Law360 cited CEI’s Ted Frank and Melissa Holyoak on the Supreme Court privacy settlement with Google.
Petitioners Theodore H. Frank and Melissa Ann Holyoak of the Competitive Enterprise Institute argued in their opening brief last week that such cy pres deals should be used only sparingly and that the Ninth Circuit’s decision to uphold the “abusive” settlement Google reached with users to resolve claims that the tech giant unlawfully shared search histories threatened to make these troubling arrangements more common, a stance backed by nine of the amicus briefs lodged with the high court.
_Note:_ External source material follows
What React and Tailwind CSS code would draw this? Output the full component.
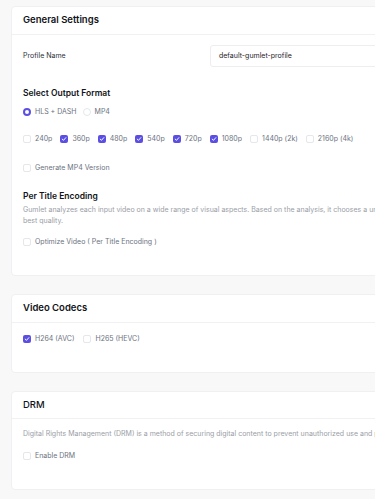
import React from "react";

const Check = ({ checked }) =>
  checked ? (
    <span className="flex h-[8px] w-[8px] shrink-0 items-center justify-center rounded-[2px] bg-[#5b4fe3]">
      <svg viewBox="0 0 10 10" className="h-[6px] w-[6px]">
        <path d="M2 5.2 L4.2 7.2 L8 2.8" fill="none" stroke="white" strokeWidth="1.6" strokeLinecap="round" strokeLinejoin="round" />
      </svg>
    </span>
  ) : (
    <span className="h-[8px] w-[8px] shrink-0 rounded-[2px] border border-[#e6e7ea] bg-white" />
  );

const CheckItem = ({ checked, label }) => (
  <div className="flex items-center gap-[4px]">
    <Check checked={checked} />
    <span className="text-[7px] leading-[12px] text-[#6b7280] whitespace-nowrap">{label}</span>
  </div>
);

const Card = ({ title, titleClass = "font-semibold", headerClass = "h-[28px]", children, bodyClass }) => (
  <div className="w-[720px] rounded-[4px] border border-[#f0f0f2] bg-white">
    <div className={`flex items-center border-b border-[#f1f1f3] px-[11px] ${headerClass}`}>
      <span className={`text-[9.5px] text-[#111318] ${titleClass}`}>{title}</span>
    </div>
    <div className={bodyClass}>{children}</div>
  </div>
);

export default function App() {
  return (
    <div className="h-[499px] w-[375px] overflow-hidden bg-[#f8f8f9]" style={{ fontFamily: "Inter, 'Noto Sans', sans-serif" }}>
      <div className="flex w-[760px] flex-col gap-[18px] pl-[11px] pt-[6px]">
        <Card title="General Settings" bodyClass="px-[11px] pt-[10px] pb-[27px]">
          <div className="flex items-center">
            <span className="w-[187px] text-[7px] text-[#2d3038]">Profile Name</span>
            <div className="flex h-[22px] w-[300px] items-center rounded-[3px] border border-[#eeeef0] pl-[8px] text-[7px] text-[#1f2128]">
              default-gumlet-profile
            </div>
          </div>
          <div className="mt-[20px] text-[8.5px] font-semibold leading-[12px] text-[#111318]">Select Output Format</div>
          <div className="mt-[7px] flex items-center gap-[6px]">
            <div className="flex items-center gap-[4px]">
              <span className="h-[8px] w-[8px] rounded-full border-[2.5px] border-[#5b4fe3] bg-white" />
              <span className="text-[7px] leading-[12px] text-[#6b7280]">HLS + DASH</span>
            </div>
            <div className="flex items-center gap-[4px]">
              <span className="h-[8px] w-[8px] rounded-full border border-[#e6e7ea] bg-white" />
              <span className="text-[7px] leading-[12px] text-[#6b7280]">MP4</span>
            </div>
          </div>
          <div className="mt-[15px] flex items-center gap-[8px]">
            <CheckItem label="240p" />
            <CheckItem checked label="360p" />
            <CheckItem checked label="480p" />
            <CheckItem checked label="540p" />
            <CheckItem checked label="720p" />
            <CheckItem checked label="1080p" />
            <CheckItem label="1440p (2k)" />
            <CheckItem label="2160p (4k)" />
          </div>
          <div className="mt-[17px]">
            <CheckItem label="Generate MP4 Version" />
          </div>
          <div className="mt-[16px] text-[8.5px] font-semibold leading-[12px] text-[#111318]">Per Title Encoding</div>
          <div className="mt-[3px] text-[7px] leading-[10.5px] text-[#9a9ea6] whitespace-nowrap">
            Gumlet analyzes each input video on a wide range of visual aspects. Based on the analysis, it chooses a unique encoding ladder for each video to deliver the
            <br />
            best quality.
          </div>
          <div className="mt-[10px]">
            <CheckItem label="Optimize Video ( Per Title Encoding )" />
          </div>
        </Card>

        <Card title="Video Codecs" bodyClass="px-[11px] pt-[10px] pb-[27px]">
          <div className="flex items-center gap-[9px]">
            <CheckItem checked label="H264 (AVC)" />
            <CheckItem label="H265 (HEVC)" />
          </div>
        </Card>

        <Card title="DRM" titleClass="font-medium" headerClass="h-[27px]" bodyClass="px-[11px] pt-[10px] pb-[27px]">
          <div className="text-[7px] leading-[10px] text-[#9a9ea6] whitespace-nowrap">
            Digital Rights Management (DRM) is a method of securing digital content to prevent unauthorized use and piracy of your videos.
          </div>
          <div className="mt-[11px]">
            <CheckItem label="Enable DRM" />
          </div>
        </Card>
      </div>
    </div>
  );
}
These briefs included one filed by a bipartisan coalition of 19 state attorneys general, who argued that such cy pres agreements ‘represent the worst possible outcome for consumers,’ who are cut out of any direct compensation while others benefit. In the Google case in particular, class attorneys stand to receive $2.1 million, while the remaining $6.4 million would be sent to five organizations not directly involved in the dispute, including AARP and the World Privacy Forum.
“Cy pres-only settlement arrangements embody the worst flaws of the class action settlement system and are notable in their disservice to consumers,” said the coalition, which is led by Arizona Attorney General Mark Brnovich. “In cy pres-only deals, defendants and class counsel secure their own goals from the litigation while bypassing the class.”